3. Validated input − In this security measure, the user application checks for each input before it can be used for
updating the database. An un-validated input can cause a wide range of exploits like buffer overrun, command
injection, cross-site scripting and corruption in data.
2. Entity Integrity Control: Entity integrity control enforces the rules so that each tuple can be uniquely identified
from other tuples. For this a primary key is defined. A primary key is a set of minimal fields that can uniquely
identify a tuple. Entity integrity constraint states that no two tuples in a table can have identical values for
primary keys and that no field which is a part of the primary key can have NULL value.

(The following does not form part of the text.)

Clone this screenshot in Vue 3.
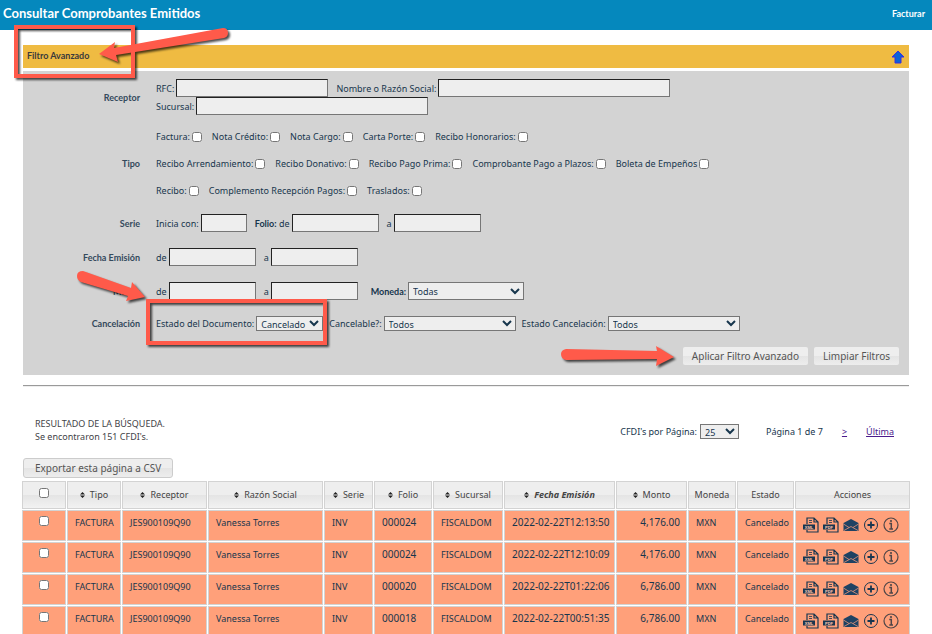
<script setup>
import { ref } from 'vue'

const tipos = [
  ['Factura:', 'Nota Crédito:', 'Nota Cargo:', 'Carta Porte:', 'Recibo Honorarios:'],
  ['Recibo Arrendamiento:', 'Recibo Donativo:', 'Recibo Pago Prima:', 'Comprobante Pago a Plazos:', 'Boleta de Empeños'],
  ['Recibo:', 'Complemento Recepción Pagos:', 'Traslados:']
]

const columnas = [
  { titulo: 'Tipo', orden: true, clase: 'c-tipo' },
  { titulo: 'Receptor', orden: true, clase: 'c-receptor' },
  { titulo: 'Razón Social', orden: true, clase: 'c-razon' },
  { titulo: 'Serie', orden: true, clase: 'c-serie' },
  { titulo: 'Folio', orden: true, clase: 'c-folio' },
  { titulo: 'Sucursal', orden: true, clase: 'c-sucursal' },
  { titulo: 'Fecha Emisión', orden: true, clase: 'c-fecha' },
  { titulo: 'Monto', orden: true, clase: 'c-monto' },
  { titulo: 'Moneda', orden: false, clase: 'c-moneda' },
  { titulo: 'Estado', orden: false, clase: 'c-estado' },
  { titulo: 'Acciones', orden: false, clase: 'c-acciones' }
]

const comprobantes = ref([
  { id: 1, folio: '000024', fecha: '2022-02-22T12:13:50', monto: '4,176.00' },
  { id: 2, folio: '000024', fecha: '2022-02-22T12:10:09', monto: '4,176.00' },
  { id: 3, folio: '000020', fecha: '2022-02-22T01:22:06', monto: '6,786.00' },
  { id: 4, folio: '000018', fecha: '2022-02-22T00:51:35', monto: '6,786.00' }
])

const seleccionados = ref([])
const todos = ref(false)

const marcarTodos = () => {
  seleccionados.value = todos.value ? comprobantes.value.map(c => c.id) : []
}
</script>

<template>
  <div class="pagina">
    <header class="barra">
      <h1>Consultar Comprobantes Emitidos</h1>
      <a href="#" class="facturar">Facturar</a>
    </header>

    <main class="contenido">
      <div class="titulo-filtro">
        <h2>Filtro Avanzado</h2>
        <button type="button" class="subir" aria-label="Ocultar filtro">
          <svg width="14" height="14" viewBox="0 0 14 14">
            <path d="M7 1L13 7H10V13H4V7H1Z" fill="#0b62d6" stroke="#3a2be0" stroke-width="1" />
          </svg>
        </button>
      </div>

      <form class="filtro" @submit.prevent>
        <div class="fila receptor">
          <span class="etiqueta">Receptor</span>
          <div class="campos">
            <div class="linea">
              <label for="rfc">RFC:</label>
              <input id="rfc" type="text" class="w-rfc" />
              <label for="nombre" class="sep">Nombre o Razón Social:</label>
              <input id="nombre" type="text" class="w-nombre" />
            </div>
            <div class="linea">
              <label for="sucursal">Sucursal:</label>
              <input id="sucursal" type="text" class="w-nombre" />
            </div>
          </div>
        </div>

        <div class="fila tipo">
          <span class="etiqueta">Tipo</span>
          <div class="campos">
            <div v-for="(grupo, i) in tipos" :key="i" class="linea casillas">
              <label v-for="t in grupo" :key="t">{{ t }}<input type="checkbox" /></label>
            </div>
          </div>
        </div>

        <div class="fila">
          <span class="etiqueta">Serie</span>
          <div class="linea">
            <label for="serie">Inicia con:</label>
            <input id="serie" type="text" class="w-serie" />
            <label for="folio-de" class="sep"><b>Folio:</b> de</label>
            <input id="folio-de" type="text" class="w-fecha" />
            <label for="folio-a" class="sep">a</label>
            <input id="folio-a" type="text" class="w-fecha" />
          </div>
        </div>

        <div class="fila">
          <span class="etiqueta">Fecha Emisión</span>
          <div class="linea">
            <label for="emision-de">de</label>
            <input id="emision-de" type="text" class="w-fecha" />
            <label for="emision-a" class="sep">a</label>
            <input id="emision-a" type="text" class="w-fecha" />
          </div>
        </div>

        <div class="fila">
          <span class="etiqueta">Monto</span>
          <div class="linea">
            <label for="monto-de">de</label>
            <input id="monto-de" type="text" class="w-fecha" />
            <label for="monto-a" class="sep">a</label>
            <input id="monto-a" type="text" class="w-fecha" />
            <label for="moneda" class="sep-l"><b>Moneda:</b></label>
            <select id="moneda" class="w-moneda alto"><option>Todas</option></select>
          </div>
        </div>

        <div class="fila">
          <span class="etiqueta">Cancelación</span>
          <div class="linea">
            <label for="estado-doc">Estado del Documento:</label>
            <select id="estado-doc" class="w-estado"><option>Cancelado</option></select>
            <label for="cancelable" class="sep-s">Cancelable?:</label>
            <select id="cancelable" class="w-todos"><option>Todos</option></select>
            <label for="estado-can" class="sep-s">Estado Cancelación:</label>
            <select id="estado-can" class="w-todos"><option>Todos</option></select>
          </div>
        </div>

        <div class="botones">
          <button type="submit" class="boton">Aplicar Filtro Avanzado</button>
          <button type="reset" class="boton">Limpiar Filtros</button>
        </div>
      </form>

      <hr />

      <div class="resumen">
        <p>RESULTADO DE LA BÚSQUEDA.<br />Se encontraron 151 CFDI's.</p>
        <div class="paginacion">
          <label for="por-pagina">CFDI's por Página:</label>
          <select id="por-pagina" class="w-pagina"><option>25</option></select>
          <span class="actual">Página 1 de 7</span>
          <a href="#">&gt;</a>
          <a href="#">Última</a>
        </div>
      </div>

      <button type="button" class="boton exportar">Exportar esta página a CSV</button>

      <table>
        <thead>
          <tr>
            <th class="c-check"><input v-model="todos" type="checkbox" aria-label="Seleccionar todos" @change="marcarTodos" /></th>
            <th v-for="c in columnas" :key="c.titulo" :class="c.clase">
              <svg v-if="c.orden" class="orden" width="5" height="6" viewBox="0 0 5 6">
                <path d="M0 2.5L2.5 0L5 2.5ZM0 3.5L2.5 6L5 3.5Z" fill="#222" />
              </svg>{{ c.titulo }}
            </th>
          </tr>
        </thead>
        <tbody>
          <tr v-for="c in comprobantes" :key="c.id">
            <td class="centro"><input v-model="seleccionados" type="checkbox" :value="c.id" :aria-label="c.folio" /></td>
            <td>FACTURA</td>
            <td>JES900109Q90</td>
            <td>Vanessa Torres</td>
            <td>INV</td>
            <td class="numero">{{ c.folio }}</td>
            <td>FISCALDOM</td>
            <td class="numero">{{ c.fecha }}</td>
            <td class="numero derecha">{{ c.monto }}</td>
            <td>MXN</td>
            <td>Cancelado</td>
            <td class="celda-acciones">
              <div class="acciones">
                <button v-for="f in ['XML', 'PDF']" :key="f" type="button" :aria-label="f">
                  <svg width="16" height="16" viewBox="0 0 16 16">
                    <path d="M4 7V1H11L15 5V15H4V13M11 1V5H15" fill="none" stroke="#173650" stroke-width="1.2" />
                    <path d="M6 3.5H9M6 5.5H9" stroke="#173650" stroke-width="0.8" />
                    <rect x="0" y="7.5" width="12" height="5" fill="#173650" />
                    <text x="6" y="11.7" text-anchor="middle" class="formato">{{ f }}</text>
                  </svg>
                </button>
                <button type="button" aria-label="Enviar por correo">
                  <svg width="16" height="16" viewBox="0 0 16 16">
                    <path d="M0.5 6L8 2L15.5 6V14H0.5Z" fill="#1f4263" />
                    <path d="M0.5 7L6 10.5M15.5 7L10 10.5M1 13.5L8 9.5L15 13.5" fill="none" stroke="#e8967a" stroke-width="0.8" />
                  </svg>
                </button>
                <button type="button" aria-label="Agregar">
                  <svg width="16" height="16" viewBox="0 0 16 16">
                    <circle cx="8" cy="8" r="6.5" fill="none" stroke="#173650" stroke-width="1" />
                    <path d="M8 4.5V11.5M4.5 8H11.5" stroke="#173650" stroke-width="1.8" />
                  </svg>
                </button>
                <button type="button" aria-label="Información">
                  <svg width="16" height="16" viewBox="0 0 16 16">
                    <circle cx="8" cy="8" r="7" fill="none" stroke="#4f4648" stroke-width="1.2" />
                    <path d="M6.3 6.5H8.3V12M6.3 12H10" fill="none" stroke="#4f4648" stroke-width="1.5" />
                    <circle cx="8" cy="4" r="1.1" fill="#4f4648" />
                  </svg>
                </button>
              </div>
            </td>
          </tr>
        </tbody>
      </table>
    </main>

    <!-- Marcas y flechas de la guía -->
    <svg class="marcas" width="932" height="634" viewBox="0 0 932 634" aria-hidden="true">
      <g fill="none" stroke="#ff5a4a" stroke-width="4">
        <rect x="16" y="27" width="117" height="49" />
        <rect x="148" y="301" width="177" height="42" />
      </g>
      <g fill="#ff5a4a">
        <path d="M99 54L115 42L114 48L223 28Q228 28 228 33Q228 37 224 38L116 55L118 62Z" />
        <path d="M145 297L132 282L131 288L83 271Q77 271 77 276Q77 280 81 282L128 296L126 301Z" />
        <path d="M674 357L656 346L657 351L566 349Q561 350 561 354Q561 359 566 360L657 359L656 366Z" />
      </g>
    </svg>
  </div>
</template>

<style>
body {
  background: #fff;
}
</style>

<style scoped>
.pagina {
  position: relative;
  height: 100vh;
  overflow: hidden;
  font-family: "Noto Sans", "Liberation Sans", sans-serif;
  font-size: 9px;
  line-height: 13px;
  color: #17364d;
}

.barra {
  display: flex;
  justify-content: space-between;
  align-items: center;
  height: 30px;
  padding: 0 7px 3px 3px;
  box-sizing: border-box;
  background: #0588bd;
  color: #fff;
}

h1,
h2,
.facturar,
.etiqueta,
.fila b {
  font-family: Lato, "Liberation Sans", sans-serif;
  font-weight: bold;
}

h1 {
  margin: 0;
  font-size: 13px;
}

.facturar {
  color: #fff;
  text-decoration: none;
}

.contenido {
  padding: 15px 22px 0 23px;
}

.titulo-filtro {
  display: flex;
  justify-content: space-between;
  align-items: center;
  height: 23px;
  margin-right: 1px;
  padding: 0 4px;
  background: #efbb42;
}

h2 {
  margin: 0 0 2px;
  font-size: 9px;
  color: #3a3a3c;
}

.subir {
  display: flex;
  padding: 0;
  border: none;
  background: none;
}

.filtro {
  margin: 3px 1px 0 0;
  padding: 8px 10px 10px 0;
  background: #d3d3d3;
}

.fila {
  display: grid;
  grid-template-columns: 117px 1fr;
  column-gap: 16px;
  align-items: center;
  margin-bottom: 16px;
}

.fila.receptor {
  margin-bottom: 8px;
}

.fila.tipo {
  margin-bottom: 10px;
}

.etiqueta {
  text-align: right;
  color: #34495c;
}

.linea {
  display: flex;
  align-items: center;
  gap: 2px;
}

.linea .sep {
  margin-left: 6px;
}

.linea .sep-s {
  margin-left: 4px;
}

.linea .sep-l {
  margin-left: 11px;
}

.casillas {
  height: 27px;
  gap: 10px;
}

.casillas label {
  display: flex;
  align-items: center;
  gap: 2px;
}

input[type="text"],
select {
  box-sizing: border-box;
  height: 18px;
  padding: 0 2px;
  border: 1px solid #767676;
  border-radius: 0;
  background-color: #eee;
  font: inherit;
  color: #17364d;
}

input[type="text"] {
  border-top-color: #222;
  border-left-color: #222;
}

select {
  height: 15px;
  padding: 0;
}

select.alto {
  height: 18px;
}

input[type="checkbox"] {
  width: 10px;
  height: 10px;
  margin: 0;
}

.w-rfc { width: 152px; }
.w-nombre { width: 232px; }
.w-serie { width: 46px; }
.w-fecha { width: 87px; }
.w-moneda { width: 116px; }
.w-estado { width: 67px; }
.w-todos { width: 132px; }
.w-pagina { width: 39px; }

.botones {
  display: flex;
  justify-content: flex-end;
  gap: 6px;
}

.boton {
  height: 18px;
  padding: 0 9px;
  border: none;
  border-radius: 2px;
  background: linear-gradient(#eee 50%, #e4e4e4 50%, #ededed);
  font-family: inherit;
  font-size: 10px;
  color: #555;
}

hr {
  height: 1px;
  margin: 10px 1px 0 0;
  border: none;
  border-top: 1px solid #9a9a9a;
  background: #eee;
}

.resumen {
  display: flex;
  justify-content: space-between;
  align-items: center;
  margin: 30px 16px 15px 12px;
}

.resumen p {
  margin: 0;
  color: #3f4347;
}

.paginacion {
  display: flex;
  align-items: center;
  gap: 3px;
  padding-top: 3px;
}

.paginacion .actual {
  margin-left: 24px;
}

.paginacion a {
  margin-left: 16px;
  color: #4b1a8c;
}

.exportar {
  display: block;
  height: 20px;
  padding: 0 11px;
  border: 1px solid #ccc;
  border-radius: 3px;
}

table {
  width: calc(100% + 3px);
  margin: 2px 0 0 -2px;
  table-layout: fixed;
  border-collapse: separate;
  border-spacing: 1px;
}

th,
td {
  box-sizing: border-box;
  border: 1px solid #d3d3d3;
  white-space: nowrap;
}

th {
  height: 28px;
  padding: 0 0 1px;
  background: linear-gradient(#eee 50%, #e4e4e4 50%, #f2f2f2);
  font-weight: normal;
  color: #444;
}

td {
  height: 31px;
  padding: 5px 7px 11px;
  background: #ffa07a;
  vertical-align: top;
}

td.centro {
  text-align: center;
}

td.numero {
  font-size: 10px;
}

td.derecha {
  text-align: right;
  padding-right: 6px;
}

td.celda-acciones {
  padding: 6px 7px 0;
}

.orden {
  margin-right: 5px;
}

.c-check { width: 44px; }
.c-tipo { width: 54px; }
.c-receptor { width: 85px; }
.c-razon { width: 115px; }
.c-serie { width: 49px; }
.c-folio { width: 58px; }
.c-sucursal { width: 70px; }
.c-fecha {
  width: 111px;
  font-style: italic;
  font-weight: bold;
}
.c-monto { width: 71px; }
.c-moneda { width: 48px; }
.c-estado { width: 57px; }

.acciones {
  display: flex;
  gap: 4px;
}

.acciones button {
  display: flex;
  padding: 0;
  border: none;
  background: none;
}

.formato {
  font: bold 4px "Liberation Sans", sans-serif;
  fill: #ffc8b0;
}

.marcas {
  position: absolute;
  top: 0;
  left: 0;
  pointer-events: none;
  filter: drop-shadow(2px 2px 1px rgba(0, 0, 0, 0.7));
}
</style>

3. Referential Integrity Constraint: Referential integrity constraint lays down the rules of foreign keys. A foreign
key is a field in a data table that is the primary key of a related table. The referential integrity constraint lays
down the rule that the value of the foreign key field should either be among the values of the primary key of the
referenced table or be entirely NULL.
Query Processing
Query processing is a set of all activities starting from query placement to displaying the results of the query.
Query Processing includes translations on high level Queries into low level expressions that can be used at physical
level of file system, query optimization and actual execution of query to get the actual result.
1. Parsing and translation: Translate the query into its internal form. This is then translated into relational algebra.
Parser checks syntax, verifies relations.
2. Evaluation: The query-execution engine takes a query-evaluation plan, executes that plan, and returns the
answers to the query.A relational algebra expression may have many equivalent expressions. Each relational
algebra operation can be evaluated using one of several different algorithms. Correspondingly, a relational-
algebra expression can be evaluated in many ways. Annotated expression specifying detailed evaluation
strategy is called an evaluation-plan.
3. Query Optimization: Amongst all equivalent evaluation plans choose the one with lowest cost. Cost is
estimated using statistical information from the database catalog.